Man attempts suicide in Romanian parliament

By Diana Toma
10 January 2011

The unprecedented austerity measures imposed by the conservative government of Emil Boc in Romania is leading to increasingly extreme protests by those who face growing poverty and a lack of perspective in what many now call the “the land of no opportunities”.

On December 23, a sitting of the Romanian parliament was forced to recess following a shocking incident. Adrian Sobaru, a 40-year-old man working as an electrician at the national television station (TVR), tried to commit suicide by jumping from the balcony of the parliament. The tragedy was caught on camera.

The man was wearing a white shirt on which he had written: “You shot bullets at us, you have destroyed our children’s future, you have sold us.” Standing on the edge of the balcony, Sobaru shouted “Boc, you killed my family! You’ve taken the bread from the mouth of my children. For you, Boc!” He then jumped into the plenary hall from a height of about six meters.

Sobaru sustained facial wounds and other threatening injuries. According to medical staff at the University Hospital, he will undergo surgery and psychological counselling. According to his relatives as well as specialists, his act was the result of despair resulting from his own plight and that of his family in particular.

The 40-year-old man was unable to offer a chance to his child suffering from autism. His income has been seriously affected and support that should be offered to him by the state is non-existent. He plunged into a serious depression. The man’s despairing act was clearly aimed at the government headed by Prime Minister Emil Boc.

Andrian Sobaru’s colleagues have provided some insight into his desperate living conditions. His income as the father of a sick child had been cut by the Boc government from 550 lei (US$160) to 150 lei (US$45). One commented: “One of his children has autism. In recent years, he no longer received free medication for the treatment and one therapy session alone costs 200 lei (US$55). The child needed three therapy sessions per week and he earns around 1000-1200 lei (around US$350) per month. Even if he spent his entire income for the treatment, the money would cover only half of the 12 therapy sessions needed.”

The cuts introduced last year by the government affect every sphere of society and include huge reductions in public service and cuts to pensions, education and the health service.

The government has cut public service wages by 24 percent. At the same time, value added tax on basic commodities has been increased from 19 to 24 percent.

The case of Sobaru makes clear the consequences of these cuts.
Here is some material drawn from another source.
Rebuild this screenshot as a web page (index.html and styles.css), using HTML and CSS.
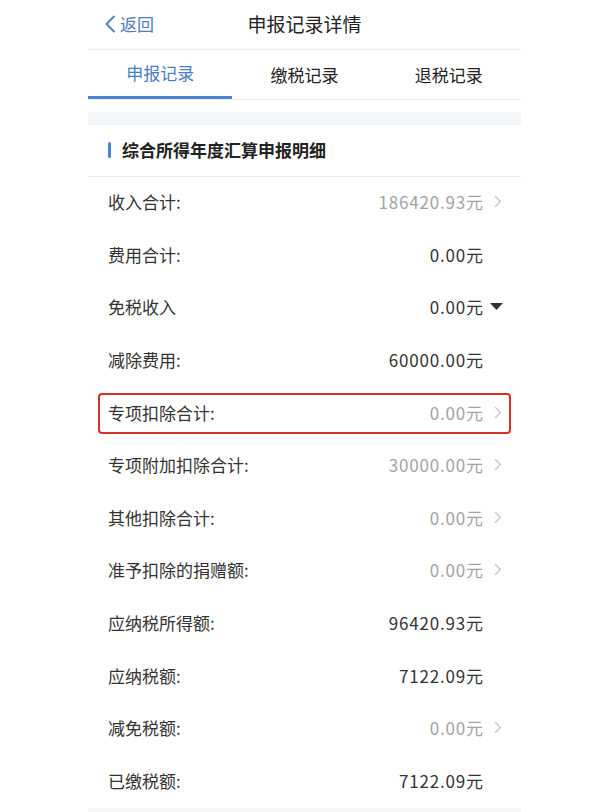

Romania lacks any specialised centres where children with autism can be treated. The number of specialists is limited and treatment, can exceed €1,500 per month, meaning many children are denied treatment.

Speaking after the suicide attempt, Prime Minister Boc denied any responsibility for the tragedy and declared that the protest would not affect the course of his government. He stated: “We know and understand that many Romanians have a hard life … These are difficult times we have to live through ... The solution to the problems we have is not the one we have witnessed today.”

The attempted suicide in the Romanian parliament is not the only such tragedy. Recently a similar incident took place at the headquarters of the country’s national television station, TVR. On November 18, a 45-year-old electrician was found hanged in the basement. Investigators have concluded that the man chose to end his life because he had accumulated far more debt that he could pay, and he had reached the brink of despair. The dimensions of the drama were even bigger since the TVR employee has left behind two children, a wife and a mother, who was paralysed when she received news of the death of her son.

According to the statistics of the Public Health Institute, the number of suicides in Romania has almost doubled in 2010 and there is no end in sight to the austerity measures driving increasing numbers of people to desperation.

A report in the Financial Times points out that Romania is subject to more stringent austerity measures than either the ailing economies of Portugal or Greece. These cuts are affecting a population that has already suffered greatly during the last 20 years since the downfall of the Stalinist regime. The Romanian economy is expected to shrink by a further 2 percent in 2011 and analysts anticipate that the government will introduce additional austerity measures later this year. On the government agenda are more cuts to public service jobs, wage cuts and the wide-scale closure of state facilities and institutions.

GNP has shrunk in this Balkan country for the third year in row with only Latvia, Estonia and Ireland posting worse results in the European Union.